The following discussion and analysis should be read in conjunction with our
financial statements and the related notes. This discussion contains
forward-looking statements based upon current expectations that involve risks
and uncertainties, such as its plans, objectives, expectations and intentions.
Its actual results and the timing of certain events could differ materially from
those anticipated in these forward-looking statements.



Overview of our Business


Cavitation Technologies, Inc. ("CTi"), a Nevada corporation, was originally
incorporated under the name Bio Energy, Inc. We design and engineer
environmentally friendly technology based systems that are designed to serve
large, growing, global markets such as vegetable oil refining, renewable fuels,
water treatment, algae oil extraction, biodiesel production, water-oil emulsions
and crude oil yield enhancement. Our systems are designed to process industrial
liquids at a lower cost and higher yield than conventional technology. We are a
process and product development firm that has developed, patented, and
commercialized proprietary technology.



CTi has developed, patented, and commercialized proprietary technology that can
be used for processing of industrial fluids. CTi's patented Nano Reactor® is the
critical components of the CTi Nano Neutralization® System which is commercially
proven to reduce operating costs and increase yields in processing oils and
fats. CTi has two issued patents relating to our Nano Reactor® systems and has
filed several national and international patents to employ its proprietary
technology in applications including, vegetable oil refining, biodiesel
production, waste water treatment, algae oil extraction, and alcoholic beverage
enhancement.


During the nine months ended March 31, 2016, we recorded revenue of $725,666, net loss of $282,673 and used cash in operations of $686,557.


Management's Plan



We are engaged in merchandising our Neutralization System, which is designed to
help refine vegetable oils such as soybean, canola, sunflower and rapeseed. Our
near term goal is to continue to merchandise our systems through our partner,
Desmet Ballestra. During the nine months ended March 31, 2016, we recorded
revenues of $725,666 and incurred a net loss of $282,673.  As of March 31, 2016,
we had a working capital deficiency of $1,520,958 and a stockholders' deficit of
$1,358,228. The accompanying financial statements have been prepared in
conformity with generally accepted accounting principles, which contemplate
continuation of the Company as a going concern.



As of March 31, 2016, we had cash and cash equivalents on hand of $730,443 and
are not generating sufficient funds to cover operations. In addition to the
funds on hand, Management believes we will require additional funds to continue
to operate our business. Management's plan is to generate income from operations
by continuing to license our technology globally through our strategic partner,
the Desmet Ballestra Group (Desmet). Desmet has agreed to provide us monthly
advances of $50,000 to be applied against future sales pursuant to a January of
2016 agreement. This new agreement replaces the agreement dated on May 12, 2012
that ended on May 12, 2015. During the nine months ended March 31, 2016, the
Company received $300,000 advances from Desmet.

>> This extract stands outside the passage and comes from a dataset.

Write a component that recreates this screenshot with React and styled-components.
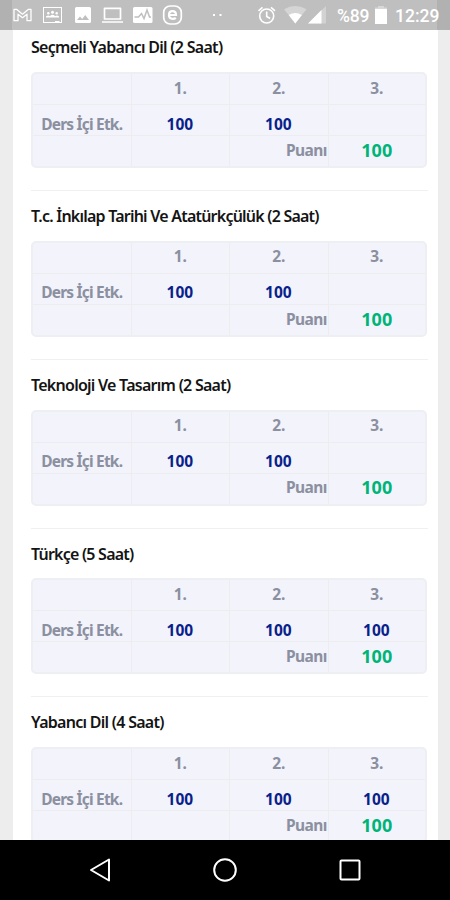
import React from "react";
import styled, { createGlobalStyle } from "styled-components";

const GlobalStyle = createGlobalStyle`
  * { box-sizing: border-box; }
  body { margin: 0; background: #ededed; }
`;

const Screen = styled.div`
  width: 450px;
  height: 900px;
  display: flex;
  flex-direction: column;
  overflow: hidden;
  background: #ededed;
  font-family: "Noto Sans", "Open Sans", sans-serif;
`;

const StatusBar = styled.header`
  flex: none;
  height: 30px;
  display: flex;
  align-items: center;
  background: linear-gradient(90deg, #b1b1b1 12px, #bfbfbf 12px, #bfbfbf 437px, #b1b1b1 437px);
  color: #fff;
  font: 500 17.5px/30px Roboto, sans-serif;
  white-space: nowrap;
`;

const StatusIcons = styled.svg`
  flex: none;
  display: block;
`;

const Battery = styled.span`
  flex: none;
  width: 37.5px;
  margin-left: 7px;
  padding-top: 1px;
  letter-spacing: -0.15px;
`;

const Clock = styled.time`
  margin-left: 8.5px;
  padding-top: 1px;
`;

const Sheet = styled.main`
  flex: 1;
  min-height: 0;
  overflow: hidden;
  margin: 0 12.5px;
  padding: 0 10px 0 18.5px;
  background: #fff;
`;

const Lesson = styled.section`
  height: 168.75px;
  border-bottom: 1px solid #f0f0f0;
  padding-top: 12.2px;
  &:first-child {
    height: 161px;
    padding-top: 4.45px;
  }
`;

const Title = styled.h2`
  margin: 0;
  height: 37.8px;
  font-size: 16px;
  line-height: 26px;
  font-weight: 600;
  color: #141414;
  white-space: nowrap;
  letter-spacing: ${(p) => p.$spacing}px;
`;

const Grades = styled.div`
  width: 396px;
  height: 96px;
  display: grid;
  grid-template-columns: 98.5px 98.5px 98.5px 1fr;
  grid-template-rows: 31px 31px 1fr;
  border: 2px solid #eeeff2;
  border-radius: 5px;
  background: #f2f3fb;
  overflow: hidden;
`;

const COLORS = { label: "#8b90a0", mark: "#0a1f8a", score: "#00b478" };

const Cell = styled.div`
  display: flex;
  align-items: center;
  justify-content: ${(p) => p.$align || "center"};
  border-right: ${(p) => (p.$last ? 0 : 1)}px solid #ededef;
  border-bottom: ${(p) => (p.$bottom ? 0 : 1)}px solid #ededef;
  padding-top: ${(p) => p.$drop || 0}px;
  padding-bottom: ${(p) => p.$lift || 0}px;
  color: ${(p) => COLORS[p.$tone || "label"]};
  font-size: ${(p) => (p.$tone === "score" ? 18 : 15.5)}px;
  line-height: 20px;
  font-weight: 700;
  white-space: nowrap;
`;

const Label = styled.span`
  letter-spacing: ${(p) => p.$spacing}px;
  padding-right: ${(p) => p.$inset || 0}px;
`;

const NavBar = styled.nav`
  flex: none;
  height: 60px;
  display: flex;
  align-items: center;
  justify-content: space-between;
  padding: 0 87px;
  background: #000;
`;

const lessons = [
  { title: "Seçmeli Yabancı Dil (2 Saat)", spacing: -0.71, marks: [100, 100, ""] },
  { title: "T.c. İnkılap Tarihi Ve Atatürkçülük (2 Saat)", spacing: -0.78, marks: [100, 100, ""] },
  { title: "Teknoloji Ve Tasarım (2 Saat)", spacing: -0.74, marks: [100, 100, ""] },
  { title: "Türkçe (5 Saat)", spacing: -0.78, marks: [100, 100, 100] },
  { title: "Yabancı Dil (4 Saat)", spacing: -0.72, marks: [100, 100, 100] },
];

function LessonCard({ title, spacing, marks }) {
  return (
    <Lesson>
      <Title $spacing={spacing}>{title}</Title>
      <Grades>
        <Cell />
        <Cell $lift={3}>1.</Cell>
        <Cell $lift={3}>2.</Cell>
        <Cell $lift={3} $last>3.</Cell>
        <Cell $drop={7}><Label $spacing={-0.8}>Ders İçi Etk.</Label></Cell>
        {marks.map((m, i) => (
          <Cell key={i} $tone="mark" $drop={7} $last={i === 2}><Label $spacing={0} $inset={0.8}>{m}</Label></Cell>
        ))}
        <Cell $bottom />
        <Cell $bottom />
        <Cell $bottom $lift={2.5} $align="flex-end"><Label $spacing={-0.6} $inset={0.8}>Puanı</Label></Cell>
        <Cell $bottom $lift={2.5} $last $tone="score"><Label $spacing={0}>100</Label></Cell>
      </Grades>
    </Lesson>
  );
}

function Notifications() {
  return (
    <StatusIcons width="330" height="30" viewBox="0 0 330 30" fill="none" stroke="#fff">
      <path d="M14 9.300v11.400h4v-6.500l4.500 3.500 4.500-3.500v6.500h4V9.300h-2.500L22.500 14.200 16.500 9.300z" strokeWidth="1.300" strokeLinejoin="round" />
      <rect x="43.500" y="7.500" width="18" height="15" strokeWidth="1" />
      <g fill="#fff" stroke="none">
        <circle cx="52.500" cy="12.300" r="1.500" />
        <circle cx="48.300" cy="13.300" r="1.200" />
        <circle cx="56.700" cy="13.300" r="1.200" />
        <path d="M46 17.500v-1.200q2-1.600 4-.4 2.500-2.200 5 0 2-1.200 4 .4v1.200zM55 21h4.500v1.500H55z" />
      </g>
      <path d="M76.500 7h13q1.500 0 1.500 1.500v13q0 1.500-1.500 1.500h-13Q75 23 75 21.500v-13Q75 7 76.500 7zM77 20h12l-3.800-5-3 4-2.200-2.500z" fill="#fff" fillRule="evenodd" stroke="none" />
      <path d="M104.500 8.300h16v10.700h-16zM102 22h21" strokeWidth="1.700" strokeLinejoin="round" />
      <rect x="133" y="7" width="19.500" height="16" rx="1.500" fill="#fff" stroke="none" />
      <path d="M134.500 17h4l3-3.500 2.500 5 3-8.500 2.500 7h1.500" stroke="#bfbfbf" strokeWidth="1.500" />
      <rect x="163.700" y="6" width="17.600" height="18" rx="6.500" strokeWidth="1.700" />
      <path d="M169.200 15h6.800q0-3.800-3.500-3.800T169 15t3.800 3.800q1.700 0 3-1" strokeWidth="2.200" />
      <path d="M213 14h2v2h-2zM219.500 14h2v2h-2z" fill="#fff" stroke="none" />
      <g strokeWidth="1.600">
        <circle cx="266.700" cy="16" r="7" />
        <path d="M266.700 11.500v5l3.500 2M258.500 10.800l4-3.500M271 7.300l4 3.500" />
      </g>
      <g fill="#fff" stroke="none">
        <path d="M284 9.300Q295.300 2.500 306.500 9.300L295.300 23.500z" opacity=".35" />
        <path d="M288.700 15Q295.300 11 301.900 15L295.300 23.500z" />
        <path d="M308 23.500 326 6v17.500z" opacity=".3" />
        <path d="M308 23.500 321.500 10v13.500z" />
      </g>
    </StatusIcons>
  );
}

export default function App() {
  return (
    <>
      <GlobalStyle />
      <Screen>
        <StatusBar>
          <Notifications />
          <Battery>%89</Battery>
          <StatusIcons width="12" height="30" viewBox="0 0 12 30" fill="#fff">
            <path d="M3 6h6v1.500h3V9H0V7.500h3z" opacity=".4" />
            <path d="M0 9h12v15H0z" />
          </StatusIcons>
          <Clock>12:29</Clock>
        </StatusBar>
        <Sheet>
          {lessons.map((l) => <LessonCard key={l.title} {...l} />)}
        </Sheet>
        <NavBar>
          <svg width="26" height="26" fill="none" stroke="#fff" strokeWidth="2" strokeLinejoin="round"><path d="M4 13 22 2.500v21z" /></svg>
          <svg width="26" height="26" fill="none" stroke="#fff" strokeWidth="2"><circle cx="13" cy="13" r="10.800" /></svg>
          <svg width="26" height="26" fill="none" stroke="#fff" strokeWidth="2"><rect x="3.500" y="3.500" width="19" height="19" rx="1" /></svg>
        </NavBar>
      </Screen>
    </>
  );
}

In addition to these advances, we anticipate that we will need additional
funding, and we will attempt to raise additional debt and/or equity financing to
fund operations and to provide additional working capital. However, there is no
assurance that such agreement with Desmet will be successful and such financing
will be consummated or obtained in sufficient amounts necessary to meet our
needs, or that we will be able to meet our future contractual obligations.
Should management fail to obtain such financing, we may curtail operations. The
accompanying condensed consolidated financial statements do not include
adjustments to reflect the possible future effects on the recoverability and
classification of assets or the amounts and classification of liabilities that
may result from our inability to continue as a going concern. As a result of the
aforementioned factors, our independent auditors, in their report on our audited
financial statements for the fiscal year ended June 30, 2015, expressed
substantial doubt about our ability to continue as a going concern.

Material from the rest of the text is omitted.